Job »
Report every line below that holds the word "Convert".

Material »
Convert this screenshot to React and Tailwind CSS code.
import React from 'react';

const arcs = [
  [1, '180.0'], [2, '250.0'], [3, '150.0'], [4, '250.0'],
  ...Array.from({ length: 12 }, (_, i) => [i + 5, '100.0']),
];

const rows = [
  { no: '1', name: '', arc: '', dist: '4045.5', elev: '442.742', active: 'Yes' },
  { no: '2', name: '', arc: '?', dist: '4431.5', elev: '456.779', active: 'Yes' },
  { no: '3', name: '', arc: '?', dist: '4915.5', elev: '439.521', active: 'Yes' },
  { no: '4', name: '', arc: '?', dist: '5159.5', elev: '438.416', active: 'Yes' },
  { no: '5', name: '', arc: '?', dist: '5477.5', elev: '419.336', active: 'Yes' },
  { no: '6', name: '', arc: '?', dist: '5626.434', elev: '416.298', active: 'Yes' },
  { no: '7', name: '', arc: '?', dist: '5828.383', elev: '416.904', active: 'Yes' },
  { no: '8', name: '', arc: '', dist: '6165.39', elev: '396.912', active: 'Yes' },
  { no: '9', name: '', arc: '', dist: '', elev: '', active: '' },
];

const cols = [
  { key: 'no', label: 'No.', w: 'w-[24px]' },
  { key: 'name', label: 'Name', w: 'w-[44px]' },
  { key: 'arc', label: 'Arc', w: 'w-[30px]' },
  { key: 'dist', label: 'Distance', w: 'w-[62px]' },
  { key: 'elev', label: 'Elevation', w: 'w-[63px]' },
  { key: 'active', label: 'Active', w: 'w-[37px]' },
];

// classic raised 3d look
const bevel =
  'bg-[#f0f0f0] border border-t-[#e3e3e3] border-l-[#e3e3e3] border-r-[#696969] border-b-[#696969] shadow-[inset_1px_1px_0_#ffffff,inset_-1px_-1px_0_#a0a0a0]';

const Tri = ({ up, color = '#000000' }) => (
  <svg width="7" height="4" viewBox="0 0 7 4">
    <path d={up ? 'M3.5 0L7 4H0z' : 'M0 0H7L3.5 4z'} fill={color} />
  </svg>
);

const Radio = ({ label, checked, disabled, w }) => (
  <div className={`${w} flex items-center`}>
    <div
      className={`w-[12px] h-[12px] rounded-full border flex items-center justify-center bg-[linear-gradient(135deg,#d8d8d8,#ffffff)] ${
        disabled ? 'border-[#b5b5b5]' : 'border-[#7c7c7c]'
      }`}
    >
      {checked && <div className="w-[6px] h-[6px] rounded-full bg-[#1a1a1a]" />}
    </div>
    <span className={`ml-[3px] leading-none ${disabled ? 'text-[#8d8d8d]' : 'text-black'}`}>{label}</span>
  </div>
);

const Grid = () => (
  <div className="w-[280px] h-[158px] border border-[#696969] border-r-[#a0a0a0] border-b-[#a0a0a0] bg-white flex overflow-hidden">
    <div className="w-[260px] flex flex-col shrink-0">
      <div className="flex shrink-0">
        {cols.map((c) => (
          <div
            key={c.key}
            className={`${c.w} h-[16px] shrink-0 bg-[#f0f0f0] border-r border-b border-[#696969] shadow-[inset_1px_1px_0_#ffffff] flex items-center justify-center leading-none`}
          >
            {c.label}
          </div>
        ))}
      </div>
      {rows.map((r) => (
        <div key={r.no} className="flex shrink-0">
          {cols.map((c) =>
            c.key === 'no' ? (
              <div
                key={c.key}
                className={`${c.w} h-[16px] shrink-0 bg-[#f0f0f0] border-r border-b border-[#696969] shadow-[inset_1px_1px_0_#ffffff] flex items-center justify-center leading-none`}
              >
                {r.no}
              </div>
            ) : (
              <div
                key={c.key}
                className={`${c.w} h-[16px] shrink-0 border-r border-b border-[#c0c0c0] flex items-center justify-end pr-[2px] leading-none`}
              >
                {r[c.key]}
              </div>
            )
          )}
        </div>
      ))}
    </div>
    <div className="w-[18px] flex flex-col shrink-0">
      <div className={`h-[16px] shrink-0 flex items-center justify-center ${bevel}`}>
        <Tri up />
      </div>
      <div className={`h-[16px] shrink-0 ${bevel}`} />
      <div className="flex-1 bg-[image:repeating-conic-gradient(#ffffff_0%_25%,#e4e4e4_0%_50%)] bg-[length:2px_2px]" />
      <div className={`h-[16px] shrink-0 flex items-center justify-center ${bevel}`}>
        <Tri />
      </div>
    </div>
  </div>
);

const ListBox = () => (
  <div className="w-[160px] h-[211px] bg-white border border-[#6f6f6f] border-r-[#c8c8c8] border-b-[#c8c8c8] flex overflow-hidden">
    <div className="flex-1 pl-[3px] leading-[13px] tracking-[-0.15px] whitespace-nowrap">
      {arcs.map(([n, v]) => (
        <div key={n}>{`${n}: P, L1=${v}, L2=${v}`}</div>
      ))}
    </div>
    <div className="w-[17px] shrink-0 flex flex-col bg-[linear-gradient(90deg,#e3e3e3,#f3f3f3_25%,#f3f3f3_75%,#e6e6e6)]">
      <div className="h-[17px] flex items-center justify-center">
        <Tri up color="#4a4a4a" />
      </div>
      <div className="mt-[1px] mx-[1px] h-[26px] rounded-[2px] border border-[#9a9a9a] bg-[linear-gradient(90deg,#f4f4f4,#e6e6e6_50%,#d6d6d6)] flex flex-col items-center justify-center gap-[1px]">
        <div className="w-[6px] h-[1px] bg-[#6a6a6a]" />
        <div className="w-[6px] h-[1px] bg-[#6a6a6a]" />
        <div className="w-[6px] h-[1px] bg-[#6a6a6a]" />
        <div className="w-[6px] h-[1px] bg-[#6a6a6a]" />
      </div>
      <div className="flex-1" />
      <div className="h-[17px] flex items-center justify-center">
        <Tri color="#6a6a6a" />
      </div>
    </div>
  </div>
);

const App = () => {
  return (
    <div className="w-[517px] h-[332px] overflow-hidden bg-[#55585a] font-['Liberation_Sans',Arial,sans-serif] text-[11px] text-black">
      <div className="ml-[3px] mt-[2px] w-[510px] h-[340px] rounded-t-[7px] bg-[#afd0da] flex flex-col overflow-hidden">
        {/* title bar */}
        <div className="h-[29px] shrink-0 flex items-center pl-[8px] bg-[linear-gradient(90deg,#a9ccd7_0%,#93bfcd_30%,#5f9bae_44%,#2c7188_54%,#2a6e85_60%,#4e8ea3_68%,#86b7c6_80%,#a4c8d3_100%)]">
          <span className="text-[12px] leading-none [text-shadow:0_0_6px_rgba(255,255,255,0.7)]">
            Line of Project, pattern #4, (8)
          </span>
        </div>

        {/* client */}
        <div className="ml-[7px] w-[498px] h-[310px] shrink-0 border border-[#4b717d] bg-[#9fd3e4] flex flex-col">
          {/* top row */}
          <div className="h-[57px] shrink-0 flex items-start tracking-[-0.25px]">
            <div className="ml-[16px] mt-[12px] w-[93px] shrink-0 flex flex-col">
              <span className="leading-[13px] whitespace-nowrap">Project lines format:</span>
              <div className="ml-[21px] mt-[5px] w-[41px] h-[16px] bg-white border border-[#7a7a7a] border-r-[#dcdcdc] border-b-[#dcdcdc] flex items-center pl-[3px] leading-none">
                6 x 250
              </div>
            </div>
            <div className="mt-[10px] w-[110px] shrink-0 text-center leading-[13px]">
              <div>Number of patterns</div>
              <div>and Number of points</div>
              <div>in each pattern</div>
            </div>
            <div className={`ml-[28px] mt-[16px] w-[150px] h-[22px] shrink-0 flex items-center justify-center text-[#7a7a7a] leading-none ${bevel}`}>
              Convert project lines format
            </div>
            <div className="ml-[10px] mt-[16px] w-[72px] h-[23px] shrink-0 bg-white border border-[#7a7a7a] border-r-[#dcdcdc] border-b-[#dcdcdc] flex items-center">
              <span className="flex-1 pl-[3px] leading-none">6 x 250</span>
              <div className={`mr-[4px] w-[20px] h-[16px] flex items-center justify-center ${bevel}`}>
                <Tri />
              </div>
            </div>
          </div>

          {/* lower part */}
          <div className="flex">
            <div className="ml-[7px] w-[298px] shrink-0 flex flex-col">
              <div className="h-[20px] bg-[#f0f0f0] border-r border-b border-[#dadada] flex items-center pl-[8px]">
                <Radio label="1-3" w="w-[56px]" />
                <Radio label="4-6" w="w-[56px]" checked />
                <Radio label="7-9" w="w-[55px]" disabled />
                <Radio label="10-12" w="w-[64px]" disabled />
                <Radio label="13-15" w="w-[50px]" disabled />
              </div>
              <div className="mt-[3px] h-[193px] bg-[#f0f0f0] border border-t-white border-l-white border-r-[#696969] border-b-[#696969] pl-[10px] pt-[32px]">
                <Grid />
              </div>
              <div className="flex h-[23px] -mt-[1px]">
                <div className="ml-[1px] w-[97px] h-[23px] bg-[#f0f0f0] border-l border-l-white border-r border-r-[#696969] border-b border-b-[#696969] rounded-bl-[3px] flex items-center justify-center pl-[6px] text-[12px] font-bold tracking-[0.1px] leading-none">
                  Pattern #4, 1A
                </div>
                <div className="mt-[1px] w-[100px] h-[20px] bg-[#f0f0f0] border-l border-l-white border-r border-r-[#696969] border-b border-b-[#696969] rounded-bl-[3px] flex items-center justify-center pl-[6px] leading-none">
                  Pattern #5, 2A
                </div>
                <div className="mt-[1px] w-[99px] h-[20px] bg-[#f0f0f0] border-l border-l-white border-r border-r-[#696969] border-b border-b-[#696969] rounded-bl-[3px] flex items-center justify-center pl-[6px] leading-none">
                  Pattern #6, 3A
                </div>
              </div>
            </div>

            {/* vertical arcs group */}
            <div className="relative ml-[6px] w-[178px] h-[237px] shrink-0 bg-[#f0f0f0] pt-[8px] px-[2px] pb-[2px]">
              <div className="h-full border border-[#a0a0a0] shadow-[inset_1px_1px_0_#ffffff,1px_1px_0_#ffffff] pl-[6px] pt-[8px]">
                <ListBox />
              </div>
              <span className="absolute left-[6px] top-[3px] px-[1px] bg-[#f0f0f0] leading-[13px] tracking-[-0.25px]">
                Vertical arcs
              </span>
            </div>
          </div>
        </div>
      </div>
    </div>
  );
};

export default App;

Exercise output »
Convert this screenshot to React and Tailwind CSS code.
              Convert project lines format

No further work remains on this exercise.